Read the material below. Count the lines containing "page" and give that count alone.

#### [Data in this exercise]
----

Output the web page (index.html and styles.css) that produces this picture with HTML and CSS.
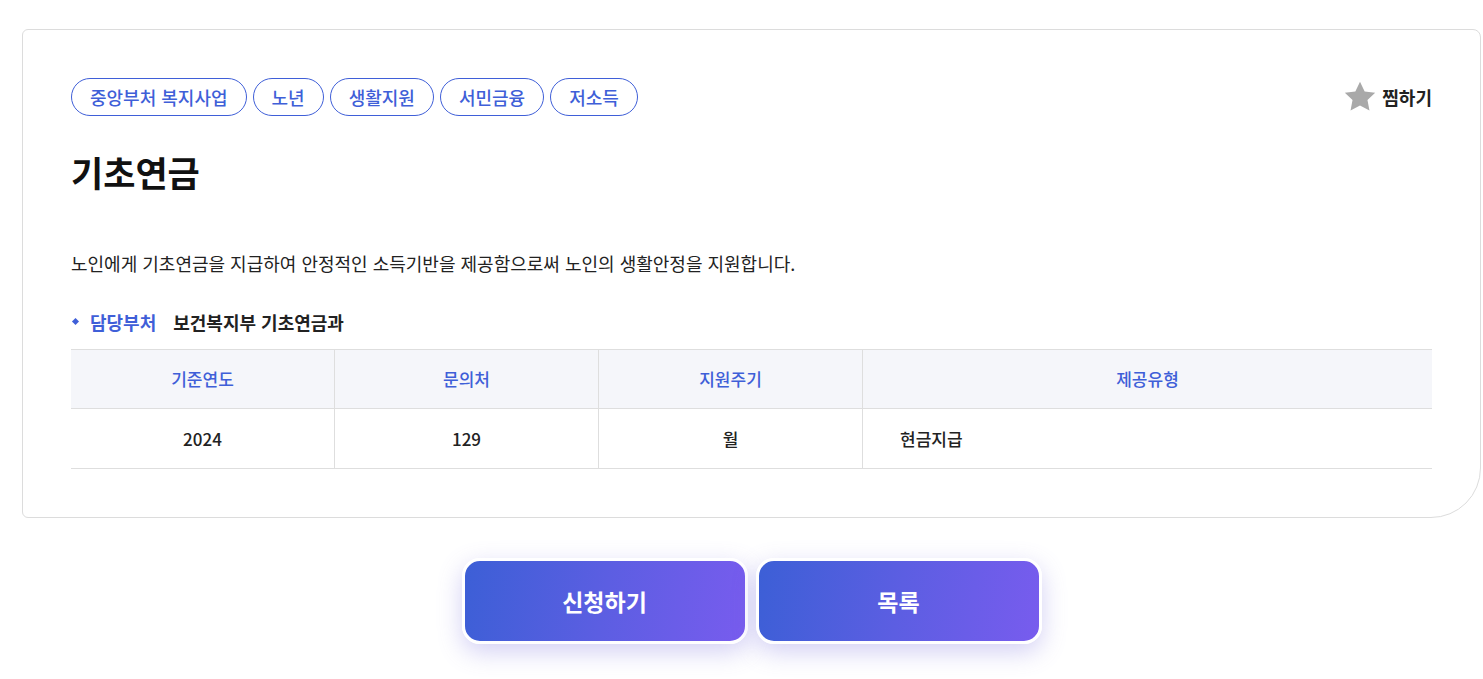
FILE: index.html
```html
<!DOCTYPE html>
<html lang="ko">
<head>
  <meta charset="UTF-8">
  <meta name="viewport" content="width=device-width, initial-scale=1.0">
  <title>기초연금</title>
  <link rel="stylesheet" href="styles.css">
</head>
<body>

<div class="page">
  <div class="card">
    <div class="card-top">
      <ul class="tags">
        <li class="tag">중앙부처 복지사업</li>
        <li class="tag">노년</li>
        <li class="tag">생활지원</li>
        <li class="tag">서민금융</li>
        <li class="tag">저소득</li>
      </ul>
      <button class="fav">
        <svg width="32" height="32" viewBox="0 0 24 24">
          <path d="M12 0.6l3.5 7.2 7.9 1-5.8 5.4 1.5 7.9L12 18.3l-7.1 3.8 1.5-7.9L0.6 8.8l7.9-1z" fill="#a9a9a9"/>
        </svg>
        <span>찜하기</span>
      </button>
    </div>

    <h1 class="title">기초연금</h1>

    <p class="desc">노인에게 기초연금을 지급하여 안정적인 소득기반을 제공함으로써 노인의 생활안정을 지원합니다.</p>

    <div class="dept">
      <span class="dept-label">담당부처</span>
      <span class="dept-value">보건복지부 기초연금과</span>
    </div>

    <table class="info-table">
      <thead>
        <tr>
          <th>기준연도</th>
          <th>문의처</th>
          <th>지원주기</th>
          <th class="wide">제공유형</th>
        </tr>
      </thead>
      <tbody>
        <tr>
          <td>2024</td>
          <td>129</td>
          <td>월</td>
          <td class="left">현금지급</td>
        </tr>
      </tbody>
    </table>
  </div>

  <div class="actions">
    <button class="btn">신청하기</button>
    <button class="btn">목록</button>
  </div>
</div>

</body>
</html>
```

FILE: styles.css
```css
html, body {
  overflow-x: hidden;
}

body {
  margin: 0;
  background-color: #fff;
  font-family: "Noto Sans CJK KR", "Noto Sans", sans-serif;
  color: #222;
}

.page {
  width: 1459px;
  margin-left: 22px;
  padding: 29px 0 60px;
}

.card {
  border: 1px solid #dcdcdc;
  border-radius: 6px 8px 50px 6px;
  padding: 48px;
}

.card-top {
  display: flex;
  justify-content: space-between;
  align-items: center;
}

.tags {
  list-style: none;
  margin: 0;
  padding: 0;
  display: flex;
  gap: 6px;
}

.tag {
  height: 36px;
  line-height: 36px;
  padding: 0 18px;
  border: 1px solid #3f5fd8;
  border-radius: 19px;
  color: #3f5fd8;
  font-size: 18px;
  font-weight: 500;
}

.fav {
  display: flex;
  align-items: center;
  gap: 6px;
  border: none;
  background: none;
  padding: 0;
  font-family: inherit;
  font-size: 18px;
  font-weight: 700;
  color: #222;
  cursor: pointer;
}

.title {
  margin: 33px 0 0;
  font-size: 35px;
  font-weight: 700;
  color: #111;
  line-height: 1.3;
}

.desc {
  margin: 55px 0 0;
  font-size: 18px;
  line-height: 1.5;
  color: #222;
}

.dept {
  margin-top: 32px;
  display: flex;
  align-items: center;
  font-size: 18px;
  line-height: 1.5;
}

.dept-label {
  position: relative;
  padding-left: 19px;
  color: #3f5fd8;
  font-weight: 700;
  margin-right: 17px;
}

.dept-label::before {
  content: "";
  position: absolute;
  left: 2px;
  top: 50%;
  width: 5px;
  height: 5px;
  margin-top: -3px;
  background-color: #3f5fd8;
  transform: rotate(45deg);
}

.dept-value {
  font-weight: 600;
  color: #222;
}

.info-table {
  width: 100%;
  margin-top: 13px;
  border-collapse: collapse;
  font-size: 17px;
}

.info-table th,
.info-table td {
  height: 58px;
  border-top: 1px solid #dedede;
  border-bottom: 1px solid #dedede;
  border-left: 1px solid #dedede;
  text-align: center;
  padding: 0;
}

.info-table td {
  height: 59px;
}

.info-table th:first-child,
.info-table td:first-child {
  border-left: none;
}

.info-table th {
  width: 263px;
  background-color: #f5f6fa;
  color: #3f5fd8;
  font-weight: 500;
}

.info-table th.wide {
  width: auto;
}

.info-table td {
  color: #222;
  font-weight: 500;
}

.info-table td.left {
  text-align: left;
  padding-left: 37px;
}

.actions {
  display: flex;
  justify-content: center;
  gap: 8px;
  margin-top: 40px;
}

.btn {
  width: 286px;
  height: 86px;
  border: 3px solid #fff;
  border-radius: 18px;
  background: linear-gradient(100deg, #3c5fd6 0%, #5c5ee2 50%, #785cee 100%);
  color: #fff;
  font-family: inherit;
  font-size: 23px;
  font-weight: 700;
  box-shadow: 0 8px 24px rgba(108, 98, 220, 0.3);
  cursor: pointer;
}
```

----

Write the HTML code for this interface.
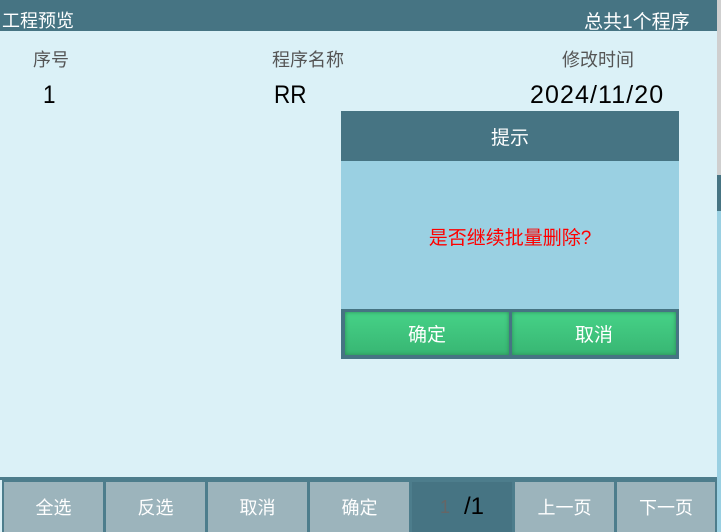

----

#### [Exercise solution]
3